During the four years that went into the making of “Waltz,” the psychological and financial strains were unrelenting, Folman recalled, not made easier by the birth of his three children during that period.

Folman said that there was never any question in his mind that the film would be animated, noting, “If you look at all the elements, the dreams, the hallucinations, the surrealism of war itself, that’s the only way I could make it work.”

Only in the last 50 seconds of the 87-minute film does Folman switch to newsreel footage to show the bloody toll of the Phalangists’ massacre.

“I didn’t want the people in the audience to come out feeling that they had seen a film with some really cool animation and great music,” Folman explained.

The film is infused with Folman’s conviction that war is senseless and his visceral dislike of Israel’s leadership during the Lebanon War, particularly of Ariel Sharon, then minister of defense.

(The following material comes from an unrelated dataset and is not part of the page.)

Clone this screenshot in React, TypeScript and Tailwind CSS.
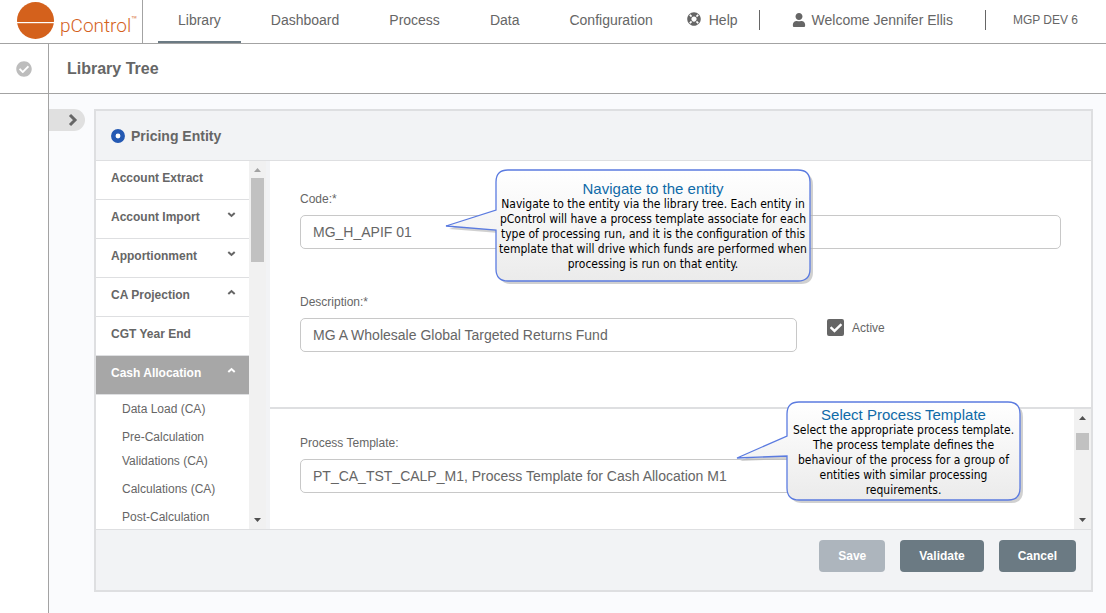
import { useState, type ReactNode } from "react";
import { FaCheck, FaCheckCircle, FaLifeRing, FaUser } from "react-icons/fa";

const NAV = ["Library", "Dashboard", "Process", "Data", "Configuration"];

type TreeItem = { label: string; state?: "open" | "closed"; active?: boolean };

const TREE: TreeItem[] = [
  { label: "Account Extract" },
  { label: "Account Import", state: "closed" },
  { label: "Apportionment", state: "closed" },
  { label: "CA Projection", state: "open" },
  { label: "CGT Year End" },
  { label: "Cash Allocation", state: "open", active: true },
];

const CHILDREN = ["Data Load (CA)", "Pre-Calculation Validations (CA)", "Calculations (CA)", "Post-Calculation"];

function Logo() {
  return (
    <a href="#home" className="flex w-[143px] shrink-0 items-start border-r border-[#a3a3a3] pl-[17px] pt-0.5">
      <svg width="38" height="38" viewBox="0 0 38 38" aria-hidden="true" className="shrink-0">
        <circle cx="18.5" cy="18.5" r="18.5" fill="#d4611c" />
        <rect x="0" y="20" width="38" height="1.2" fill="#fff" />
      </svg>
      <span className="flex items-start pl-[5px] pt-2 font-['Roboto',sans-serif] text-[19px] font-light leading-8 text-[#d4611c]">
        pControl<span className="text-[10px] leading-5">™</span>
      </span>
    </a>
  );
}

function Header() {
  return (
    <header className="flex h-11 shrink-0 border-b border-[#a3a3a3] bg-white text-sm whitespace-nowrap">
      <Logo />
      <nav className="ml-[15px] flex gap-2.5">
        {NAV.map((item, i) => (
          <a
            key={item}
            href={`#${item.toLowerCase()}`}
            className={
              i === 0
                ? "border-b-2 border-[#6b7a83] px-5 pt-2.5 leading-5"
                : "border-b-2 border-transparent px-5 pt-2.5 leading-5"
            }
          >
            {item}
          </a>
        ))}
      </nav>
      <div className="ml-3.5 flex flex-1 items-start pt-2.5 leading-5">
        <a href="#help" className="flex gap-2">
          <FaLifeRing className="mt-0.5 size-3.5" />
          Help
        </a>
        <span className="ml-[21px] h-5 w-px bg-[#666]" />
        <a href="#account" className="ml-8 flex gap-1.5">
          <FaUser className="mt-[3px] size-3.5" />
          Welcome Jennifer Ellis
        </a>
        <span className="ml-8 h-5 w-px bg-[#666]" />
        <span className="ml-[27px] text-xs leading-5">MGP DEV 6</span>
      </div>
    </header>
  );
}

function ScrollTrack({ thumb, topMuted }: { thumb: ReactNode; topMuted?: boolean }) {
  return (
    <div className="flex w-[17px] shrink-0 flex-col items-center bg-[#f1f1f1]" aria-hidden="true">
      <svg width="17" height="17" viewBox="0 0 17 17">
        <path d="M5 11h7L8.500 7z" fill={topMuted ? "#a3a3a3" : "#505050"} />
      </svg>
      {thumb}
      <svg width="17" height="17" viewBox="0 0 17 17" className="mt-auto">
        <path d="M5 6h7L8.500 10z" fill="#505050" />
      </svg>
    </div>
  );
}

function TreeArrow({ open }: { open: boolean }) {
  return (
    <svg width="9" height="9" viewBox="0 0 9 9" className="mt-px" aria-hidden="true">
      <path
        d={open ? "M1.300 6L4.500 3L7.700 6" : "M1.300 3L4.500 6L7.700 3"}
        fill="none"
        stroke="currentColor"
        strokeWidth="2"
      />
    </svg>
  );
}

function Tree() {
  return (
    <div className="flex w-[174px] shrink-0 border-r-4 border-[#f2f3f5] bg-white">
      <ul className="flex-1 text-xs">
        {TREE.map(({ label, state, active }) => (
          <li key={label}>
            <button
              type="button"
              className={
                active
                  ? "flex h-[39px] w-full justify-between border-b border-[#dedfe1] bg-[#a7a7a7] pr-[13px] pl-[15px] pt-[9px] font-bold leading-4 text-white"
                  : "flex h-[39px] w-full justify-between border-b border-[#dedfe1] pr-[13px] pl-[15px] pt-[9px] font-bold leading-4"
              }
            >
              {label}
              {state && <TreeArrow open={state === "open"} />}
            </button>
          </li>
        ))}
        {CHILDREN.map((label) => (
          <li key={label} className="py-0.5 pl-[26px] pr-5 leading-6 last:pb-0">
            <a href="#entity">{label}</a>
          </li>
        ))}
      </ul>
      <ScrollTrack topMuted thumb={<div className="h-[84px] w-[13px] bg-[#c1c1c1]" />} />
    </div>
  );
}

function Field({ id, label, value }: { id: string; label: string; value: string }) {
  const [text, setText] = useState(value);
  return (
    <div className="flex flex-col gap-2">
      <label htmlFor={id} className="text-xs leading-4">
        {label}
      </label>
      <input
        id={id}
        value={text}
        onChange={(e) => setText(e.target.value)}
        className="h-[34px] w-full rounded-[5px] border border-[#c8c8c8] bg-white px-3 text-sm outline-none"
      />
    </div>
  );
}

function Callout({
  title,
  children,
  place,
  pad,
  width,
  height,
  outline,
}: {
  title: string;
  children: ReactNode;
  place: string;
  pad: string;
  width: number;
  height: number;
  outline: string;
}) {
  const id = title.replace(/ /g, "-");
  return (
    <aside className={`absolute z-10 ${place}`}>
      <svg
        className="absolute top-0 left-0 overflow-visible"
        width={width}
        height={height}
        viewBox={`0 0 ${width} ${height}`}
        aria-hidden="true"
      >
        <defs>
          <linearGradient id={id} x1="0" y1="0" x2="0" y2="1">
            <stop offset="0" stopColor="#fff" />
            <stop offset="1" stopColor="#ebebeb" />
          </linearGradient>
        </defs>
        <path d={outline} fill="#b0b0b0" fillOpacity="0.6" transform="translate(3 3)" />
        <path d={outline} fill={`url(#${id})`} stroke="#5b7be0" strokeWidth="1.3" />
      </svg>
      <div className={`relative text-center ${pad}`}>
        <h3 className="text-[15px] leading-4 text-[#0f6aa8]">{title}</h3>
        <p className="font-['DejaVu_Sans_Condensed','Noto_Sans',sans-serif] text-xs leading-[15px] whitespace-nowrap text-black">
          {children}
        </p>
      </div>
    </aside>
  );
}

function EntityForm() {
  const [active, setActive] = useState(true);
  return (
    <div className="relative flex min-w-0 flex-1 flex-col bg-white">
      <section className="border-b-2 border-[#dedfe1] px-[30px] pt-[30px] pb-[55px]">
        <Field id="code" label="Code:*" value="MG_H_APIF 01" />
        <div className="mt-[45px] grid grid-cols-[17fr_8fr] gap-[30px]">
          <Field id="description" label="Description:*" value="MG A Wholesale Global Targeted Returns Fund" />
          <label className="relative flex items-center gap-2 self-start pt-[25px] text-xs leading-4">
            <span className="grid">
              <input
                type="checkbox"
                checked={active}
                onChange={(e) => setActive(e.target.checked)}
                className="col-start-1 row-start-1 size-[17px] appearance-none rounded-xs border-2 border-[#666] checked:bg-[#666]"
              />
              {active && (
                <FaCheck className="pointer-events-none col-start-1 row-start-1 size-3 place-self-center text-white" />
              )}
            </span>
            Active
          </label>
        </div>
      </section>
      <section className="flex flex-1">
        <div className="grid flex-1 grid-cols-[17fr_8fr] gap-[30px] pt-[26px] pr-[13px] pb-9 pl-[30px]">
          <Field
            id="template"
            label="Process Template:"
            value="PT_CA_TST_CALP_M1, Process Template for Cash Allocation M1"
          />
        </div>
        <ScrollTrack thumb={<div className="mt-[7px] h-[17px] w-[13px] bg-[#c1c1c1]" />} />
      </section>

      <Callout
        title="Navigate to the entity"
        place="left-[226px] top-[9px] h-[111px] w-[314px]"
        pad="pt-[11px]"
        width={314}
        height={111}
        outline="M12 0H302Q314 0 314 12V99Q314 111 302 111H12Q0 111 0 99V60L-50 56L0 40V12Q0 0 12 0Z"
      >
        Navigate to the entity via the library tree. Each entity in
        <br />
        pControl will have a process template associate for each
        <br />
        type of processing run, and it is the configuration of this
        <br />
        template that will drive which funds are performed when
        <br />
        processing is run on that entity.
      </Callout>
      <Callout
        title="Select Process Template"
        place="left-[517px] top-[241px] h-[98px] w-[233px]"
        pad="pt-[5px]"
        width={233}
        height={98}
        outline="M12 0H221Q233 0 233 12V86Q233 98 221 98H12Q0 98 0 86V54L-50 56L0 34V12Q0 0 12 0Z"
      >
        Select the appropriate process template.
        <br />
        The process template defines the
        <br />
        behaviour of the process for a group of
        <br />
        entities with similar processing
        <br />
        requirements.
      </Callout>
    </div>
  );
}

export default function App() {
  return (
    <div className="flex min-h-screen flex-col bg-[#fafbfd] font-['Liberation_Sans',Arial,sans-serif] text-[#666]">
      <Header />
      <div className="flex flex-1">
        <div className="flex w-[49px] shrink-0 flex-col border-r border-[#a3a3a3] bg-white">
          <div className="flex h-[50px] items-center justify-center border-b border-[#a3a3a3]">
            <FaCheckCircle className="size-4 text-[#bdbdbd]" />
          </div>
        </div>
        <div className="flex min-w-0 flex-1 flex-col">
          <div className="flex h-[50px] shrink-0 items-center border-b border-[#a3a3a3] bg-white px-[18px]">
            <h1 className="text-base font-bold">Library Tree</h1>
          </div>
          <main className="flex items-start gap-[9px] pt-[15px] pr-[13px] pb-[21px]">
            <button
              type="button"
              aria-label="Expand library tree"
              className="flex h-[22px] w-9 shrink-0 items-center justify-end rounded-r-full bg-[#e0e0e0] pr-[7px]"
            >
              <svg width="10" height="14" viewBox="0 0 10 14" aria-hidden="true">
                <path d="M2 2L7 7L2 12" fill="none" stroke="currentColor" strokeWidth="3" />
              </svg>
            </button>
            <div className="min-w-0 flex-1 border-2 border-[#dedfe1] bg-[#f2f3f5]">
              <div className="flex h-[50px] items-center gap-1.5 border-b border-[#dedfe1] px-[15px]">
                <svg width="14" height="14" viewBox="0 0 14 14" aria-hidden="true">
                  <circle cx="7" cy="7" r="4.700" fill="#fff" stroke="#2459b3" strokeWidth="4.500" />
                </svg>
                <h2 className="text-sm font-bold">Pricing Entity</h2>
              </div>
              <div className="flex">
                <Tree />
                <EntityForm />
              </div>
              <div className="flex justify-end gap-[15px] border-t border-[#dedfe1] px-[15px] pt-2.5 pb-[18px] text-xs font-bold text-white">
                <button type="button" disabled className="h-8 rounded-sm bg-[#adb5bd] px-[19px]">
                  Save
                </button>
                <button type="button" className="h-8 rounded-sm bg-[#6b7a83] px-[19px]">
                  Validate
                </button>
                <button type="button" className="h-8 rounded-sm bg-[#6b7a83] px-[19px]">
                  Cancel
                </button>
              </div>
            </div>
          </main>
        </div>
      </div>
    </div>
  );
}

So intense is Folman’s feeling that he sees his film as a kind of legacy for his young sons, so when the time comes, “They will make the right decision, meaning not to take part in any war, whatsoever.”

On questioning, he qualified the statement by saying that it referred to Israel’s two Lebanon wars and America’s invasion of Iraq, but not to such “defensive” battles as the Six-Day and Yom Kippur wars.

“Waltz With Bashir” won high praise at the Cannes, Toronto and New York film festivals, and, perhaps more surprisingly, in its home country.

The Israeli government’s film fund subsidized the movie, there was no criticism from the political right, and only some on the left objected that the film’s anti-war message wasn’t strong enough.

“Israelis are very tolerant toward their artists,” Folman said.

AFI will screen “Waltz With Bashir” on Nov. 1 at 3:45 p.m. and again Nov. 7 at 7 p.m., both at the Arclight Theatre in Hollywood. The film will be released in general theaters on Dec. 25.

Other titles at the AFI Fest (Oct. 30 – Nov. 9) on Jewish themes or by Jewish filmmakers include “Acne,” “Adam Resurrected,” “Defiance” and “Of All the Things.”